The speaker enters the poem like a jazz musician, testing the waters before going for it. We don’t know this voice yet, but it wants to reach us from out of time. If we pause briefly at the end of the first line, we might observe how the past overwhelms meaning: “I was.” But the speaker wants us to continue; the line break insists that we are now in time, in the time of the poem, which requires a break from the actual experience of time. We are now, in other words, in the lyric time, growing increasingly conscious of the discrepancy between how the speaker experiences time, or comes to experience from outside of time, and how we must take our time in order to escape the pedestrian affinities of language. What follows is an enactment of these very problems through an everyday mise-en-scène:

the Meyer lemon
blooming while full of fruit, our breeze way letting

a breeze through, its floor
smooth, that kind that stays cool

The artistic operation and the organization of the senses here are reminiscent of the French painter, Paul Cézanne, who famously declared: “The landscape thinks itself in me and I am its consciousness.” The smooth and long sounds demand a sensual experience of the scene: they stretch the surface of language, the skin of the poem, so that images are not only tools, not means toward some ends, but momentary ends in themselves, experiences. Arnold is careful, however, not to frame this sensuality as purely metaphysical. The objects and places are chillingly rooted in their everyday functions; they do what they do. This is the governing duality in the entire collection: the poet never fails to entertain the attraction of stamping our consciousness on a certain scene or poetic phrase, but she also continuously tests the limits of such personalization. There are numerous images that dramatize this problem. Take, for example, the following lines from “Growing Up in the South”:

 . . . my hands

hampered by the wrist-length gloves I’d put on

earlier, each finger
all the way in.

I didn’t choose any more than I

chose my mother or father
or the church

Paradoxically, the simile to fit like a glove does not fit well into the language here. Trying to contain this idiomatic expression, the line suffers and stretches, and the speaker’s hands are forced into complex syntactical structures that exceed language. The social dimension of this experience is apparent: the poet is forced into cultural and societal structures where a performance of fitness is expected, yet, the self always exceeds such impositions and shows, even if the speaker admits to having to “live and move by way of these things.” This mismatch is accentuated on the level of language: words barely fit into verse; they keep spilling over and reveal the self’s need for intimacy and connection. Where the speaker exposes her vulnerabilities, the reader must connect and piece together. There is intimacy in this kind of exercise, for the act of reading is also a process of marking and being marked by language.
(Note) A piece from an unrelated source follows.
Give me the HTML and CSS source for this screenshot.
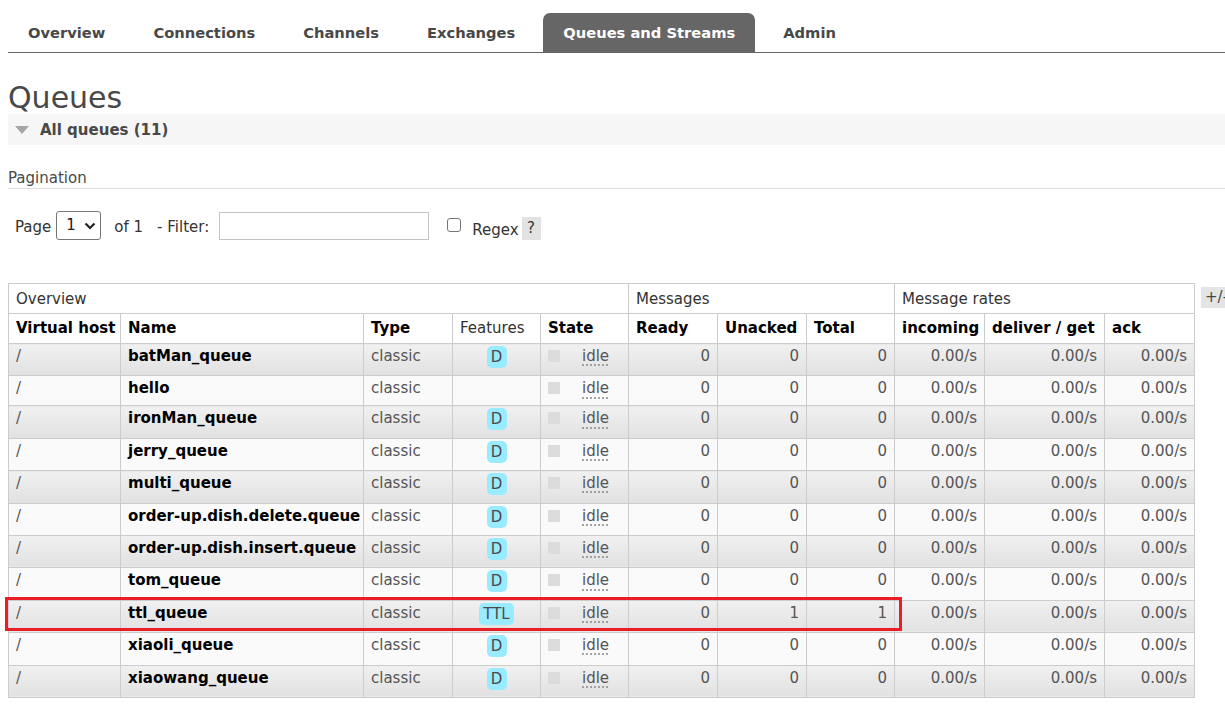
FILE: index.html
```html
<!DOCTYPE html>
<html>
<head>
<meta charset="utf-8">
<title>Queues</title>
<link rel="stylesheet" href="styles.css">
</head>
<body>
<ul class="tabs">
  <li>Overview</li>
  <li>Connections</li>
  <li>Channels</li>
  <li>Exchanges</li>
  <li class="active">Queues and Streams</li>
  <li>Admin</li>
</ul>
<h1 class="title">Queues</h1>
<div class="section-head"><span class="tri"></span>All queues (11)</div>
<div class="pag-label">Pagination</div>
<div class="pag-row">
  <span class="lbl lbl-page">Page</span>
  <div class="select"><span>1</span><svg class="chev" width="12" height="8" viewBox="0 0 12 8"><path d="M1.5 1.5 L6 6 L10.5 1.5" fill="none" stroke="#222" stroke-width="2.2"/></svg></div>
  <span class="lbl lbl-of">of 1</span>
  <span class="lbl lbl-filter">- Filter:</span>
  <div class="input"></div>
  <span class="cb"></span>
  <span class="lbl lbl-regex">Regex</span>
  <span class="help">?</span>
</div>
<div class="table-row">
  <div class="table-wrap">
    <table class="list">
      <colgroup>
        <col class="c-vh"><col class="c-name"><col class="c-type"><col class="c-feat"><col class="c-state">
        <col class="c-ready"><col class="c-unack"><col class="c-total">
        <col class="c-in"><col class="c-deliver"><col class="c-ack">
      </colgroup>
      <thead>
        <tr class="group">
          <th colspan="5">Overview</th>
          <th colspan="3">Messages</th>
          <th colspan="3">Message rates</th>
        </tr>
        <tr class="cols">
          <th>Virtual host</th><th>Name</th><th>Type</th><th class="plain">Features</th><th>State</th>
          <th>Ready</th><th>Unacked</th><th>Total</th>
          <th>incoming</th><th>deliver / get</th><th>ack</th>
        </tr>
      </thead>
      <tbody>
        <tr class="alt1"><td>/</td><td class="name">batMan_queue</td><td>classic</td><td class="feat"><span class="badge">D</span></td><td class="state"><span class="sq"></span><abbr class="idle">idle</abbr></td><td class="num">0</td><td class="num">0</td><td class="num">0</td><td class="num">0.00/s</td><td class="num">0.00/s</td><td class="num">0.00/s</td></tr>
        <tr class="alt2"><td>/</td><td class="name">hello</td><td>classic</td><td class="feat"></td><td class="state"><span class="sq"></span><abbr class="idle">idle</abbr></td><td class="num">0</td><td class="num">0</td><td class="num">0</td><td class="num">0.00/s</td><td class="num">0.00/s</td><td class="num">0.00/s</td></tr>
        <tr class="alt1"><td>/</td><td class="name">ironMan_queue</td><td>classic</td><td class="feat"><span class="badge">D</span></td><td class="state"><span class="sq"></span><abbr class="idle">idle</abbr></td><td class="num">0</td><td class="num">0</td><td class="num">0</td><td class="num">0.00/s</td><td class="num">0.00/s</td><td class="num">0.00/s</td></tr>
        <tr class="alt2"><td>/</td><td class="name">jerry_queue</td><td>classic</td><td class="feat"><span class="badge">D</span></td><td class="state"><span class="sq"></span><abbr class="idle">idle</abbr></td><td class="num">0</td><td class="num">0</td><td class="num">0</td><td class="num">0.00/s</td><td class="num">0.00/s</td><td class="num">0.00/s</td></tr>
        <tr class="alt1"><td>/</td><td class="name">multi_queue</td><td>classic</td><td class="feat"><span class="badge">D</span></td><td class="state"><span class="sq"></span><abbr class="idle">idle</abbr></td><td class="num">0</td><td class="num">0</td><td class="num">0</td><td class="num">0.00/s</td><td class="num">0.00/s</td><td class="num">0.00/s</td></tr>
        <tr class="alt2"><td>/</td><td class="name">order-up.dish.delete.queue</td><td>classic</td><td class="feat"><span class="badge">D</span></td><td class="state"><span class="sq"></span><abbr class="idle">idle</abbr></td><td class="num">0</td><td class="num">0</td><td class="num">0</td><td class="num">0.00/s</td><td class="num">0.00/s</td><td class="num">0.00/s</td></tr>
        <tr class="alt1"><td>/</td><td class="name">order-up.dish.insert.queue</td><td>classic</td><td class="feat"><span class="badge">D</span></td><td class="state"><span class="sq"></span><abbr class="idle">idle</abbr></td><td class="num">0</td><td class="num">0</td><td class="num">0</td><td class="num">0.00/s</td><td class="num">0.00/s</td><td class="num">0.00/s</td></tr>
        <tr class="alt2"><td>/</td><td class="name">tom_queue</td><td>classic</td><td class="feat"><span class="badge">D</span></td><td class="state"><span class="sq"></span><abbr class="idle">idle</abbr></td><td class="num">0</td><td class="num">0</td><td class="num">0</td><td class="num">0.00/s</td><td class="num">0.00/s</td><td class="num">0.00/s</td></tr>
        <tr class="alt1"><td>/</td><td class="name">ttl_queue</td><td>classic</td><td class="feat"><span class="badge">TTL</span></td><td class="state"><span class="sq"></span><abbr class="idle">idle</abbr></td><td class="num">0</td><td class="num">1</td><td class="num">1</td><td class="num">0.00/s</td><td class="num">0.00/s</td><td class="num">0.00/s</td></tr>
        <tr class="alt2"><td>/</td><td class="name">xiaoli_queue</td><td>classic</td><td class="feat"><span class="badge">D</span></td><td class="state"><span class="sq"></span><abbr class="idle">idle</abbr></td><td class="num">0</td><td class="num">0</td><td class="num">0</td><td class="num">0.00/s</td><td class="num">0.00/s</td><td class="num">0.00/s</td></tr>
        <tr class="alt1"><td>/</td><td class="name">xiaowang_queue</td><td>classic</td><td class="feat"><span class="badge">D</span></td><td class="state"><span class="sq"></span><abbr class="idle">idle</abbr></td><td class="num">0</td><td class="num">0</td><td class="num">0</td><td class="num">0.00/s</td><td class="num">0.00/s</td><td class="num">0.00/s</td></tr>
      </tbody>
    </table>
    <div class="highlight"></div>
  </div>
  <span class="toggle">+/-</span>
</div>
</body>
</html>
```
FILE: styles.css
```css
html {
  overflow: hidden;
}
body {
  margin: 0;
  padding: 0 0 0 8px;
  font-family: "DejaVu Sans", Verdana, sans-serif;
  font-size: 15px;
  line-height: 19px;
  color: #484848;
  background: #fff;
}

/* Tabs */
.tabs {
  list-style: none;
  margin: 13px 0 0 0;
  padding: 0;
  display: flex;
  gap: 8px;
  border-bottom: 1px solid #666;
}
.tabs li {
  padding: 10px 20px;
  font-size: 14.7px;
  line-height: 19px;
  font-weight: bold;
  color: #484848;
  border-radius: 7px 7px 0 0;
  white-space: nowrap;
}
.tabs li.active {
  background: #666;
  color: #fff;
}

/* Title */
.title {
  margin: 30px 0 2px 0;
  font-size: 30px;
  line-height: 29px;
  font-weight: normal;
  color: #484848;
}

.section-head {
  height: 31px;
  box-sizing: border-box;
  padding: 2px 0 0 7px;
  display: flex;
  align-items: center;
  background: #f6f6f6;
  font-weight: bold;
  color: #484848;
}
.tri {
  width: 0;
  height: 0;
  border-left: 7px solid transparent;
  border-right: 7px solid transparent;
  border-top: 8px solid #a6a6a6;
  margin-right: 11px;
  margin-top: -1px;
}

.pag-label {
  margin-top: 24px;
  padding-bottom: 0;
  border-bottom: 1px solid #ddd;
}

.pag-row {
  margin-top: 22px;
  height: 29px;
  display: flex;
  align-items: center;
  padding-left: 7px;
  color: #333;
}
.lbl {
  margin-top: 4px;
}
.select {
  margin-left: 5px;
  width: 45px;
  height: 29px;
  box-sizing: border-box;
  border: 1px solid #767676;
  border-radius: 3px;
  display: flex;
  align-items: center;
  padding-left: 9px;
  gap: 8px;
  color: #222;
}
.lbl-of {
  margin-left: 13px;
}
.lbl-filter {
  margin-left: 14px;
}
.input {
  margin-left: 10px;
  width: 210px;
  height: 28px;
  box-sizing: border-box;
  border: 1px solid #c4c4c4;
  background: #fff;
}
.cb {
  margin-left: 18px;
  width: 14px;
  height: 14px;
  box-sizing: border-box;
  border: 1px solid #767676;
  border-radius: 3px;
  margin-top: -2px;
}
.lbl-regex {
  margin-left: 11px;
  margin-top: 9px;
}
.help {
  margin-left: 3px;
  margin-top: 6px;
  width: 19px;
  height: 23px;
  background: #e2e2e2;
  display: flex;
  align-items: center;
  justify-content: center;
}

/* Table */
.table-row {
  margin-top: 43px;
  display: flex;
  align-items: flex-start;
  gap: 6px;
}
.table-wrap {
  position: relative;
  flex-shrink: 0;
}
.list {
  border-collapse: collapse;
  table-layout: fixed;
  width: 1187px;
}
.c-vh { width: 112px; }
.c-name { width: 243px; }
.c-type { width: 89px; }
.c-feat { width: 88px; }
.c-state { width: 88px; }
.c-ready { width: 89px; }
.c-unack { width: 89px; }
.c-total { width: 88px; }
.c-in { width: 90px; }
.c-deliver { width: 120px; }
.c-ack { width: 90px; }

.list th,
.list td {
  border: 1px solid #ccc;
  padding: 3px 7px 7px 7px;
  text-align: left;
  vertical-align: top;
  white-space: nowrap;
  overflow: visible;
}
.list th {
  background: #fff;
  color: #000;
  padding: 5px 7px 5px 7px;
}
.list tr.group th {
  font-weight: normal;
  color: #333;
  padding-top: 6px;
  padding-bottom: 4px;
}
.list tr.cols th {
  font-weight: bold;
}
.list tr.cols th.plain {
  font-weight: normal;
  color: #333;
}
.list td {
  color: #555;
}
.list tr.alt1 td {
  background: linear-gradient(to bottom, #f1f1f1, #e1e1e1);
}
.list tr.alt2 td {
  background: #fafafa;
}
.list td.name {
  font-weight: bold;
  color: #000;
}
.list td.num {
  text-align: right;
}
.list td.feat {
  text-align: center;
  padding-top: 2px;
  padding-bottom: 7.4px;
}
.badge {
  display: inline-block;
  height: 22px;
  line-height: 22px;
  padding: 0 4px;
  background: #99ebff;
  border-radius: 5px;
  color: #4a4a4a;
  vertical-align: top;
  min-width: 12px;
}
.sq {
  display: inline-block;
  width: 12px;
  height: 12px;
  background: #dcdcdc;
  margin-right: 22px;
  vertical-align: -1px;
}
.idle {
  text-decoration: underline dotted #888;
  text-underline-offset: 4px;
  color: #555;
}

.highlight {
  position: absolute;
  left: -3px;
  top: 314px;
  width: 897px;
  height: 34px;
  box-sizing: border-box;
  border: 3px solid #e81f27;
  pointer-events: none;
}

.toggle {
  flex-shrink: 0;
  margin-top: 4px;
  height: 21px;
  line-height: 21px;
  padding: 0 4px;
  background: #e4e4e4;
  color: #484848;
  white-space: nowrap;
}
```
Elsewhere, the speaker remembers a “performance of the Oresteia” she saw “at Court Theater in Chicago” where the “grayish purple-pocket like leotards” worn by the dancers were:

—not tight-fitting but tight enough that

moment to moment you’d see
an elbow maybe, a head

At the end of this sequence, the speaker admits to “not [having] really bought” what the performers “submitted” to. One wonders if her lack of submission is exactly what is needed in order to sensationalize the depiction of tyranny on the stage. The leitmotif of the illusion of perfect fitness, initiated earlier with the “wrist-length gloves,” shows up once again, making the reader wonder if words can be “tight enough” for meaning, or if, despite the movement afforded to them by syntax and verse, they make individualistic demands on the readers’ attention, always thirsty for the right amount of stress and pressure to discharge their echoes and reverberations. In “Source,” on horseback, the speaker tries to address her companion, while “the horses’ hooves (sink) into” the sand and:

each word with its pool of meanings

existing only for the speaker,
words as material as rain

torpedoing sand instead of being

springs, sources
of imagination, love—of civilization.

The materiality of words is deceiving; their seeming sturdiness on the surface may fault us into believing in a surface without depth. Yet, words dent and swell. In “Etymologies,” the poet starts out by introducing the etymologies of the verbs “live” (to remain, to be left behind) and “deceive” (to take away). Given these etymologies, we can’t make our way through the poem as through a surface; each time we enter the force fields of these words, we fall into a well of meaning, historical and overwhelming. It is in the backdrop of these tensions that the poet takes us to Namibia’s notorious and death-ridden “Skeleton Coast,” the title poem made of nine individual sections. This is not landscape poetry, rather it is a series of poems turning the self into a landscape. Painterly perspective, conceived as an attempt to impose an objective authority upon subjectivity, utterly disappears, “death to the eye you know”:

On the other side of the mind
’s experience,

above subconscious happenings such as fear,

too human in my turning away and
running from the mess

Arnold’s book is the most authentic and demanding exploration of intimacy that I’ve so far encountered. Its meticulous examination of the cognitive and ethical stakes of constituting a world through poetry is breathtaking. This is partly achieved by its masterful structure: the entire book alternates between couplets and one-line stanzas, which sustains a dramatic tension between separation and unity. Such formal dichotomy is heightened by images that seem to epitomize both ends of the spectrum while preserving their agility to pass for each other: “hawks kettling on the thermals” or “sardines school(ing) / making an elusive column / called a bait ball” and “the looping branches or roots of a mangrove.” The movement between one- and two-line stanzas proves to be the perfect depiction of how the most articulate moments of intimacy are filled with longing.

About the Reviewer

Melih Levi is a PhD student in comparative literature at Stanford University. He studies English, Turkish and German poetry from the late nineteenth century onward, with particular attention to poetic form and prosody. He is also a translator. His co-translation of one of the earliest Ottoman novels Felatun Bey and Rakim Efendi was published by Syracuse University Press in 2016.